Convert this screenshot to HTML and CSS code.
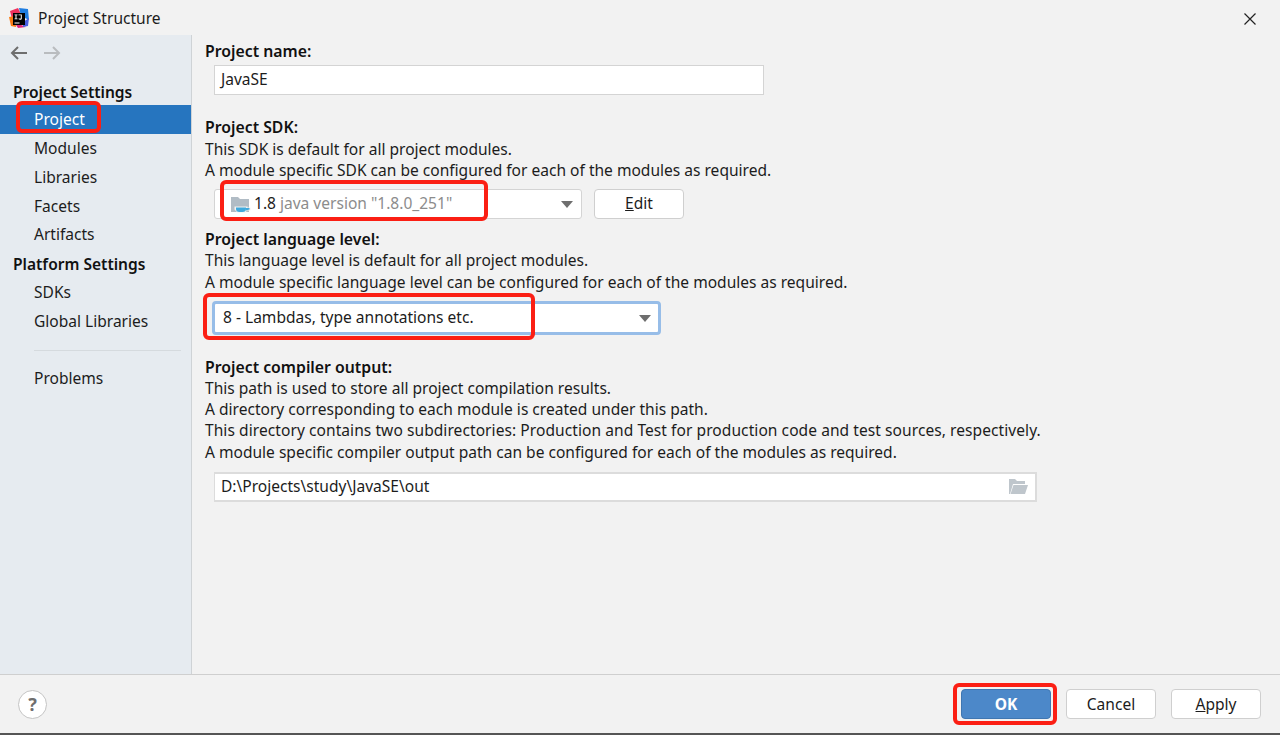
FILE: index.html
```html
<!DOCTYPE html>
<html lang="en">
<head>
<meta charset="utf-8">
<title>Project Structure</title>
<link rel="stylesheet" href="styles.css">
</head>
<body>
<div class="dialog">
  <header class="titlebar">
    <svg class="logo" width="20" height="20" viewBox="0 0 20 20">
      <path d="M1 3 L9 0 L12 6 L3 11Z" fill="#f0325e"/>
      <path d="M0 9 L6 8 L7 19 L2 18Z" fill="#f97a12"/>
      <path d="M10 0 L19 1 L20 12 L12 8Z" fill="#1f7de0"/>
      <path d="M5 14 L17 19 L9 20Z" fill="#e0267a"/>
      <path d="M14 14 L20 10 L19 18 L14 19Z" fill="#4a5fe0"/>
      <rect x="4" y="5" width="12" height="12" fill="#000"/>
      <rect x="5.500" y="14.500" width="5" height="1" fill="#fff"/>
      <path d="M5.500 6.500h3v.8h-1v3.200h1v.8h-3v-.8h1V7.300h-1zM9.500 6.500h3.300v3.700c0 1-.6 1.500-1.700 1.500-.7 0-1.300-.3-1.700-.8l.6-.6c.3.300.6.500 1 .5.500 0 .8-.2.800-.7V7.300h-2.300z" fill="#fff"/>
    </svg>
    <span class="title">Project Structure</span>
    <svg class="close" width="12" height="12" viewBox="0 0 12 12"><path d="M.5.500l11 11M11.500.500l-11 11" stroke="#222" stroke-width="1.200" fill="none"/></svg>
  </header>
  <div class="body">
    <nav class="sidebar">
      <div class="arrows">
        <svg width="18" height="14" viewBox="0 0 18 14"><path d="M17 7H2M8 1L2 7l6 6" stroke="#6e6e6e" stroke-width="2" fill="none"/></svg>
        <svg width="18" height="14" viewBox="0 0 18 14"><path d="M1 7h15M10 1l6 6-6 6" stroke="#b9bcbf" stroke-width="2" fill="none"/></svg>
      </div>
      <div class="group first">Project Settings</div>
      <div class="item selected">Project</div>
      <div class="item">Modules</div>
      <div class="item">Libraries</div>
      <div class="item">Facets</div>
      <div class="item">Artifacts</div>
      <div class="group platform">Platform Settings</div>
      <div class="item">SDKs</div>
      <div class="item">Global Libraries</div>
      <div class="rule"></div>
      <div class="item">Problems</div>
    </nav>
    <main class="content">
      <h3 class="label">Project name:</h3>
      <div class="field name">JavaSE</div>

      <h3 class="label sdk-label">Project SDK:</h3>
      <p class="line">This SDK is default for all project modules.</p>
      <p class="line">A module specific SDK can be configured for each of the modules as required.</p>
      <div class="row">
        <div class="field combo sdk">
          <svg class="sdk-icon" width="20" height="18" viewBox="0 0 20 18">
            <path d="M0 1h7l2 2h9v13H0z" fill="#b1bcc5"/>
            <path d="M3.500 10.500h13v1h3v3h-3.500l-1.500 2h-8l-3-3z" fill="#f2f2f2"/>
            <path d="M5 11.500h10v1.500a3.500 3 0 0 1-3.500 3h-3A3.500 3 0 0 1 5 13z" fill="#40a9dc"/>
            <path d="M15 12h3.500v1.500l-3.500 1z" fill="#40a9dc"/>
          </svg>
          <span>1.8</span><span class="muted">java version "1.8.0_251"</span>
          <i class="caret"></i>
        </div>
        <div class="button edit"><span><u>E</u>dit</span></div>
      </div>

      <h3 class="label lang-label">Project language level:</h3>
      <p class="line">This language level is default for all project modules.</p>
      <p class="line">A module specific language level can be configured for each of the modules as required.</p>
      <div class="field combo lang">
        <span>8 - Lambdas, type annotations etc.</span>
        <i class="caret"></i>
      </div>

      <h3 class="label out-label">Project compiler output:</h3>
      <p class="line out-first">This path is used to store all project compilation results.</p>
      <p class="line">A directory corresponding to each module is created under this path.</p>
      <p class="line wide">This directory contains two subdirectories: Production and Test for production code and test sources, respectively.</p>
      <p class="line">A module specific compiler output path can be configured for each of the modules as required.</p>
      <div class="field output">
        <span>D:\Projects\study\JavaSE\out</span>
        <svg class="open" width="19" height="15" viewBox="0 0 19 15">
          <path d="M0 0h6l2 2h8v3H4L1 15H0z" fill="#bfc6cc"/>
          <path d="M4.500 6H19l-3 9H1.500z" fill="#bfc6cc"/>
        </svg>
      </div>
    </main>
  </div>
  <footer class="footer">
    <div class="help">?</div>
    <div class="actions">
      <div class="button ok">OK</div>
      <div class="button">Cancel</div>
      <div class="button"><span><u>A</u>pply</span></div>
    </div>
  </footer>
</div>
<div class="mark m-project"></div>
<div class="mark m-sdk"></div>
<div class="mark m-lang"></div>
<div class="mark m-ok"></div>
</body>
</html>
```
FILE: styles.css
```css
* { box-sizing: border-box; }
html, body { margin: 0; height: 100%; }
body {
  position: relative;
  width: 1280px;
  height: 735px;
  overflow: hidden;
  background: #f2f2f2;
  color: #1c1c1c;
  font: 15.550px/21.400px "Noto Sans", "Open Sans", sans-serif;
}
.dialog {
  display: flex;
  flex-direction: column;
  height: 735px;
  border-bottom: 2px solid #555;
}
.titlebar {
  flex: 0 0 35px;
  display: flex;
  align-items: center;
  padding: 0 24px 0 9px;
}
.logo { margin-top: 1px; }
.title { margin-left: 9px; margin-top: 2px; }
.close { margin-left: auto; margin-top: 2px; }

.body { flex: 1; display: flex; min-height: 0; }
.sidebar {
  flex: 0 0 192px;
  background: #e6ebf0;
  border-right: 1px solid #cfd3d6;
}
.arrows {
  display: flex;
  gap: 15px;
  padding: 11px 0 0 10px;
  height: 35px;
}
.group {
  height: 29px;
  line-height: 29px;
  padding-left: 13px;
  font-weight: 600;
  color: #111;
}
.group.first { margin-top: 8px; height: 27px; }
.group.platform { line-height: 30px; }
.item {
  height: 28.800px;
  line-height: 28.800px;
  padding-left: 34px;
}
.item.selected { height: 29px; line-height: 29px; background: #2675bf; color: #fff; }
.rule {
  height: 1px;
  margin: 14px 10px 13px 34px;
  background: #d5dade;
}

.content { flex: 1; padding: 5px 0 0 13px; min-width: 0; }
.label { margin: 0; font-size: 15.800px; line-height: 22px; font-weight: 600; color: #111; }
.line { margin: 0; white-space: nowrap; }
.line.wide { letter-spacing: 0.060px; }
.sdk-label { margin-top: 21px; margin-bottom: 0.600px; }
.lang-label { margin-top: 9.500px; }
.out-label { margin-top: 21px; }
.out-first { margin-top: -0.600px; }

.field {
  position: relative;
  display: flex;
  align-items: center;
  margin-left: 9px;
  background: #fff;
  border: 1px solid #d4d4d4;
  white-space: nowrap;
}
.name { width: 550px; height: 30px; margin-top: 3px; padding-left: 6px; }
.row { display: flex; gap: 12px; margin-top: 7.400px; }
.combo .caret {
  position: absolute;
  top: 50%;
  margin-top: -3px;
  width: 0;
  height: 0;
  border-left: 6px solid transparent;
  border-right: 6px solid transparent;
  border-top: 7px solid #6e6e6e;
}
.sdk { width: 368px; height: 30px; padding-left: 16px; border-radius: 3px; }
.sdk .caret { right: 8px; }
.sdk-icon { margin-right: 3px; margin-top: 3px; }
.muted { color: #8c8c8c; margin-left: 4px; }
.edit { width: 90px; height: 30px; }
.lang {
  width: 449px;
  height: 34px;
  margin: 8px 0 0 7px;
  padding-left: 8px;
  border: 3px solid #97bde8;
  border-radius: 4px;
}
.lang .caret { right: 7px; }
.output {
  width: 823px;
  height: 30px;
  margin-top: 8.400px;
  padding-left: 6px;
  justify-content: space-between;
  padding-right: 7px;
  border: 2px solid #dcdcdc;
  border-left-width: 1px;
}

.button {
  display: flex;
  align-items: center;
  justify-content: center;
  width: 90px;
  height: 30px;
  padding-top: 1px;
  background: #fff;
  border: 1px solid #cfcfcf;
  border-radius: 4px;
}
.edit { padding-top: 0; }
.footer {
  flex: 0 0 59px;
  display: flex;
  align-items: center;
  justify-content: space-between;
  padding: 0 19px 0 18px;
  border-top: 1px solid #cfcfcf;
}
.help {
  width: 29px;
  height: 29px;
  margin-top: 1px;
  border: 1px solid #c4c4c4;
  border-radius: 50%;
  background: #fff;
  color: #6e6e6e;
  font-size: 18px;
  font-weight: 700;
  line-height: 26px;
  text-align: center;
}
.actions { display: flex; gap: 15px; }
.ok {
  background: #4c88c9;
  border-color: #3f76b1;
  color: #fff;
  font-weight: 700;
}

.mark {
  position: absolute;
  border: 4px solid #fb1f14;
  border-radius: 6px;
}
.m-project { left: 16px; top: 101px; width: 85px; height: 32px; }
.m-sdk { left: 220px; top: 180px; width: 268px; height: 41px; }
.m-lang { left: 203px; top: 293px; width: 332px; height: 47px; }
.m-ok { left: 953px; top: 683px; width: 104px; height: 42px; }
```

• [Work instructions]: Gather from the data above every line with the string "code".

• [Full answer]:
Convert this screenshot to HTML and CSS code.
      <p class="line wide">This directory contains two subdirectories: Production and Test for production code and test sources, respectively.</p>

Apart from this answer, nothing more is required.